An Experimentally Validated Magnetic Force Model for Discrete Element Modeling of Paramagnetic Granular Media

Magnetic interactions between metallic granular particles can lead to magnetic cohesion, influencing the flow characteristics of granular media. This magnetic cohesion has been studied in the context of Magneto-Rheological Fluids (MRF) for their unique flow properties and use in multiple industries. In Planetary Science, magnetic cohesion can influence the behavior of regolith on metallic asteroids with remnant magnetic fields. The upcoming NASA Psyche mission will study the metallic asteroid 16 Psyche, which is expected to have a surface magnetic field.

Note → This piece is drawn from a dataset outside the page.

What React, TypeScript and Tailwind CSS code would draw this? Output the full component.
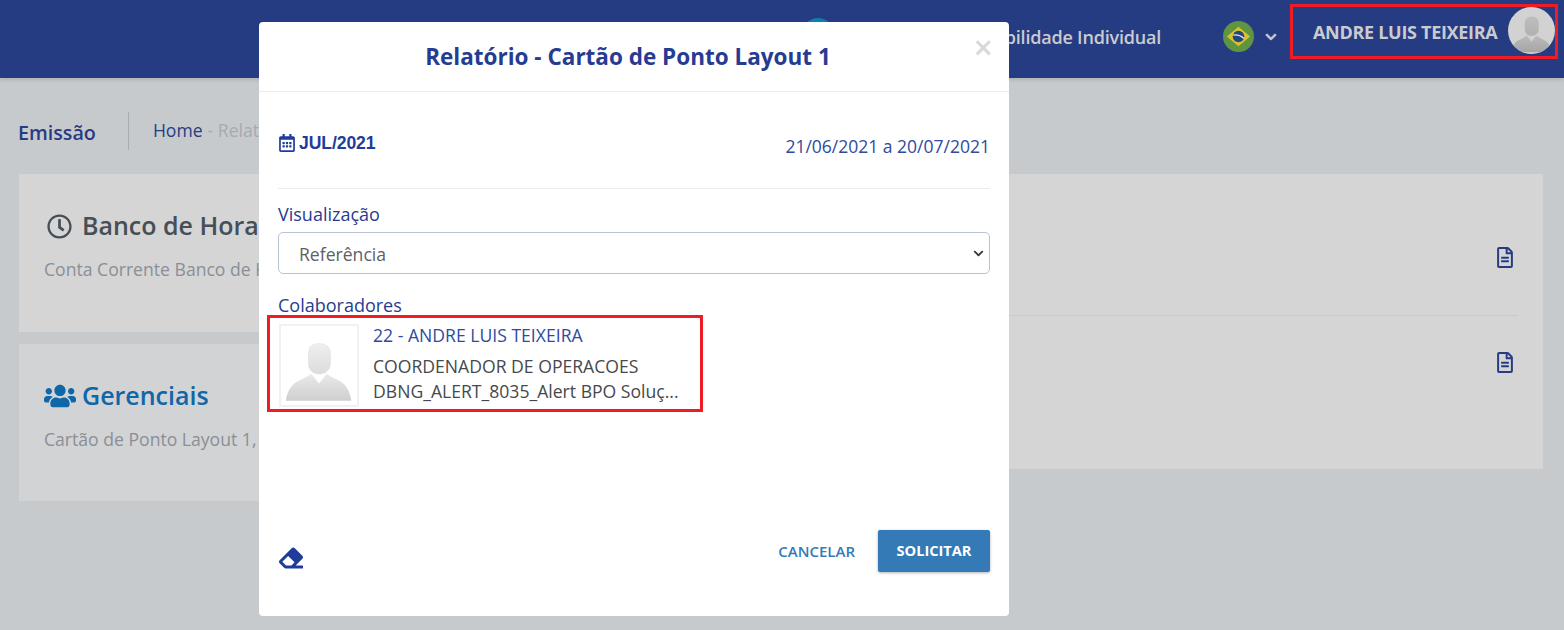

Modeling and simulating the effect of magnetic cohesion on granular media is crucial for accurately simulating the behavior of magnetic granular materials in both terrestrial and planetary applications. We introduce an improved magnetic force model in LIGGGHTS, an open-source discrete element modeling software, to calculate magnetic forces between paramagnetic grains. The model is based on the Mutual Dipole Method and the Inclusion Model, extensions of the Fixed Dipole Method. We validate the model using 1-D unit tests and compare the results from avalanche simulations of paramagnetic regolith with experiments. This work contributes to understanding the role of magnetic cohesion in small body surface processes and provides a tool for future studies of magnetic granular materials in DEM.